The task - Retype each line exactly. Skip images.

Data -
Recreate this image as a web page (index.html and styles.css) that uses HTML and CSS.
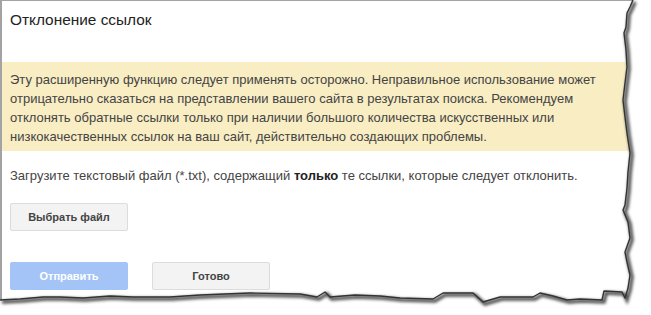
FILE: index.html
```html
<!DOCTYPE html>
<html lang="ru">
<head>
<meta charset="utf-8">
<title>Отклонение ссылок</title>
<link rel="stylesheet" href="styles.css">
</head>
<body>
<div class="page">
  <div class="dialog">
    <h1 class="title">Отклонение ссылок</h1>
    <div class="notice">Эту расширенную функцию следует применять осторожно. Неправильное использование может<br>отрицательно сказаться на представлении вашего сайта в результатах поиска. Рекомендуем<br>отклонять обратные ссылки только при наличии большого количества искусственных или<br>низкокачественных ссылок на ваш сайт, действительно создающих проблемы.</div>
    <p class="upload">Загрузите текстовый файл (*.txt), содержащий <b>только</b> те ссылки, которые следует отклонить.</p>
    <div class="file-row"><button class="btn">Выбрать файл</button></div>
    <div class="actions">
      <button class="btn btn-primary" disabled>Отправить</button>
      <button class="btn">Готово</button>
    </div>
  </div>
  <svg class="torn" width="651" height="315" viewBox="0 0 651 315" aria-hidden="true">
    <defs>
      <filter id="blur" x="-10%" y="-10%" width="120%" height="120%">
        <feGaussianBlur stdDeviation="1.8"/>
      </filter>
    </defs>
    <path class="outside" d="M633,0 L630,7 L627,13 L626,27 L624,33 L626,50 L627,67 L625,83 L623,100 L625,117 L627,133 L630,153 L628,172 L627,188 L625,205 L623,210 L628,222 L630,238 L625,252 L627,262 L630,275 L628,288 L625,298 L622,292 L604,291 L602,300 L580,299 L567,300 L553,296 L540,293 L533,297 L500,297 L483,302 L473,293 L443,293 L433,299 L400,298 L380,296 L355,295 L330,297 L325,292 L317,297 L300,294 L250,293 L200,295 L170,297 L133,297 L110,296 L83,298 L60,297 L43,297 L20,299 L0,300 L0,315 L651,315 L651,0 Z"/>
    <path class="shadow" filter="url(#blur)" d="M633,0 L630,7 L627,13 L626,27 L624,33 L626,50 L627,67 L625,83 L623,100 L625,117 L627,133 L630,153 L628,172 L627,188 L625,205 L623,210 L628,222 L630,238 L625,252 L627,262 L630,275 L628,288 L625,298 L622,292 L604,291 L602,300 L580,299 L567,300 L553,296 L540,293 L533,297 L500,297 L483,302 L473,293 L443,293 L433,299 L400,298 L380,296 L355,295 L330,297 L325,292 L317,297 L300,294 L250,293 L200,295 L170,297 L133,297 L110,296 L83,298 L60,297 L43,297 L20,299 L0,300"/>
    <path class="edge" d="M633,0 L630,7 L627,13 L626,27 L624,33 L626,50 L627,67 L625,83 L623,100 L625,117 L627,133 L630,153 L628,172 L627,188 L625,205 L623,210 L628,222 L630,238 L625,252 L627,262 L630,275 L628,288 L625,298 L622,292 L604,291 L602,300 L580,299 L567,300 L553,296 L540,293 L533,297 L500,297 L483,302 L473,293 L443,293 L433,299 L400,298 L380,296 L355,295 L330,297 L325,292 L317,297 L300,294 L250,293 L200,295 L170,297 L133,297 L110,296 L83,298 L60,297 L43,297 L20,299 L0,300"/>
  </svg>
</div>
</body>
</html>
```

FILE: styles.css
```css
html, body {
  margin: 0;
  padding: 0;
  background: #fff;
}

.page {
  position: relative;
  width: 651px;
  height: 315px;
  overflow: hidden;
}

.dialog {
  box-sizing: border-box;
  width: 651px;
  height: 315px;
  border-top: 1px solid #a3a3a3;
  border-left: 2px solid #a3a3a3;
  font-family: Arial, "Liberation Sans", sans-serif;
  color: #444;
  display: flex;
  flex-direction: column;
}

.title {
  margin: 0;
  padding: 9px 0 0 8px;
  font-size: 15.4px;
  font-weight: normal;
  line-height: 20px;
  color: #222;
}

.notice {
  margin-top: 32px;
  background: #f8edc3;
  padding: 8px 8px 5px 8px;
  font-size: 13px;
  line-height: 19px;
  color: #444;
  white-space: nowrap;
}

.upload {
  margin: 16px 0 0 0;
  padding-left: 8px;
  font-size: 13px;
  line-height: 18px;
  color: #444;
  white-space: nowrap;
}

.upload b {
  color: #222;
}

.file-row {
  margin-top: 18px;
  padding-left: 8px;
}

.actions {
  margin-top: 31px;
  padding-left: 8px;
  display: flex;
  gap: 24px;
}

.btn {
  box-sizing: border-box;
  width: 118px;
  height: 28px;
  padding: 0;
  border: 1px solid #dcdcdc;
  border-radius: 2px;
  background: #f3f3f3;
  font-family: Arial, "Liberation Sans", sans-serif;
  font-size: 11px;
  font-weight: bold;
  color: #444;
}

.btn-primary {
  background: #a4c4f7;
  border-color: #a4c4f7;
  color: #fff;
}

.torn {
  position: absolute;
  left: 0;
  top: 0;
}

.outside {
  fill: #fff;
}

.shadow {
  fill: none;
  stroke: #000;
  stroke-opacity: 0.7;
  stroke-width: 3.5;
  transform: translate(2px, 2px);
}

.edge {
  fill: none;
  stroke: #333;
  stroke-width: 1.4;
  stroke-linejoin: round;
}
```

Output below -
Recreate this image as a web page (index.html and styles.css) that uses HTML and CSS.
FILE: index.html
```html
<!DOCTYPE html>
<html lang="ru">
<head>
<meta charset="utf-8">
<title>Отклонение ссылок</title>
<link rel="stylesheet" href="styles.css">
</head>
<body>
<div class="page">
  <div class="dialog">
    <h1 class="title">Отклонение ссылок</h1>
    <div class="notice">Эту расширенную функцию следует применять осторожно. Неправильное использование может<br>отрицательно сказаться на представлении вашего сайта в результатах поиска. Рекомендуем<br>отклонять обратные ссылки только при наличии большого количества искусственных или<br>низкокачественных ссылок на ваш сайт, действительно создающих проблемы.</div>
    <p class="upload">Загрузите текстовый файл (*.txt), содержащий <b>только</b> те ссылки, которые следует отклонить.</p>
    <div class="file-row"><button class="btn">Выбрать файл</button></div>
    <div class="actions">
      <button class="btn btn-primary" disabled>Отправить</button>
      <button class="btn">Готово</button>
    </div>
  </div>
  <svg class="torn" width="651" height="315" viewBox="0 0 651 315" aria-hidden="true">
    <defs>
      <filter id="blur" x="-10%" y="-10%" width="120%" height="120%">
        <feGaussianBlur stdDeviation="1.8"/>
      </filter>
    </defs>
    <path class="outside" d="M633,0 L630,7 L627,13 L626,27 L624,33 L626,50 L627,67 L625,83 L623,100 L625,117 L627,133 L630,153 L628,172 L627,188 L625,205 L623,210 L628,222 L630,238 L625,252 L627,262 L630,275 L628,288 L625,298 L622,292 L604,291 L602,300 L580,299 L567,300 L553,296 L540,293 L533,297 L500,297 L483,302 L473,293 L443,293 L433,299 L400,298 L380,296 L355,295 L330,297 L325,292 L317,297 L300,294 L250,293 L200,295 L170,297 L133,297 L110,296 L83,298 L60,297 L43,297 L20,299 L0,300 L0,315 L651,315 L651,0 Z"/>
    <path class="shadow" filter="url(#blur)" d="M633,0 L630,7 L627,13 L626,27 L624,33 L626,50 L627,67 L625,83 L623,100 L625,117 L627,133 L630,153 L628,172 L627,188 L625,205 L623,210 L628,222 L630,238 L625,252 L627,262 L630,275 L628,288 L625,298 L622,292 L604,291 L602,300 L580,299 L567,300 L553,296 L540,293 L533,297 L500,297 L483,302 L473,293 L443,293 L433,299 L400,298 L380,296 L355,295 L330,297 L325,292 L317,297 L300,294 L250,293 L200,295 L170,297 L133,297 L110,296 L83,298 L60,297 L43,297 L20,299 L0,300"/>
    <path class="edge" d="M633,0 L630,7 L627,13 L626,27 L624,33 L626,50 L627,67 L625,83 L623,100 L625,117 L627,133 L630,153 L628,172 L627,188 L625,205 L623,210 L628,222 L630,238 L625,252 L627,262 L630,275 L628,288 L625,298 L622,292 L604,291 L602,300 L580,299 L567,300 L553,296 L540,293 L533,297 L500,297 L483,302 L473,293 L443,293 L433,299 L400,298 L380,296 L355,295 L330,297 L325,292 L317,297 L300,294 L250,293 L200,295 L170,297 L133,297 L110,296 L83,298 L60,297 L43,297 L20,299 L0,300"/>
  </svg>
</div>
</body>
</html>
```

FILE: styles.css
```css
html, body {
  margin: 0;
  padding: 0;
  background: #fff;
}

.page {
  position: relative;
  width: 651px;
  height: 315px;
  overflow: hidden;
}

.dialog {
  box-sizing: border-box;
  width: 651px;
  height: 315px;
  border-top: 1px solid #a3a3a3;
  border-left: 2px solid #a3a3a3;
  font-family: Arial, "Liberation Sans", sans-serif;
  color: #444;
  display: flex;
  flex-direction: column;
}

.title {
  margin: 0;
  padding: 9px 0 0 8px;
  font-size: 15.4px;
  font-weight: normal;
  line-height: 20px;
  color: #222;
}

.notice {
  margin-top: 32px;
  background: #f8edc3;
  padding: 8px 8px 5px 8px;
  font-size: 13px;
  line-height: 19px;
  color: #444;
  white-space: nowrap;
}

.upload {
  margin: 16px 0 0 0;
  padding-left: 8px;
  font-size: 13px;
  line-height: 18px;
  color: #444;
  white-space: nowrap;
}

.upload b {
  color: #222;
}

.file-row {
  margin-top: 18px;
  padding-left: 8px;
}

.actions {
  margin-top: 31px;
  padding-left: 8px;
  display: flex;
  gap: 24px;
}

.btn {
  box-sizing: border-box;
  width: 118px;
  height: 28px;
  padding: 0;
  border: 1px solid #dcdcdc;
  border-radius: 2px;
  background: #f3f3f3;
  font-family: Arial, "Liberation Sans", sans-serif;
  font-size: 11px;
  font-weight: bold;
  color: #444;
}

.btn-primary {
  background: #a4c4f7;
  border-color: #a4c4f7;
  color: #fff;
}

.torn {
  position: absolute;
  left: 0;
  top: 0;
}

.outside {
  fill: #fff;
}

.shadow {
  fill: none;
  stroke: #000;
  stroke-opacity: 0.7;
  stroke-width: 3.5;
  transform: translate(2px, 2px);
}

.edge {
  fill: none;
  stroke: #333;
  stroke-width: 1.4;
  stroke-linejoin: round;
}
```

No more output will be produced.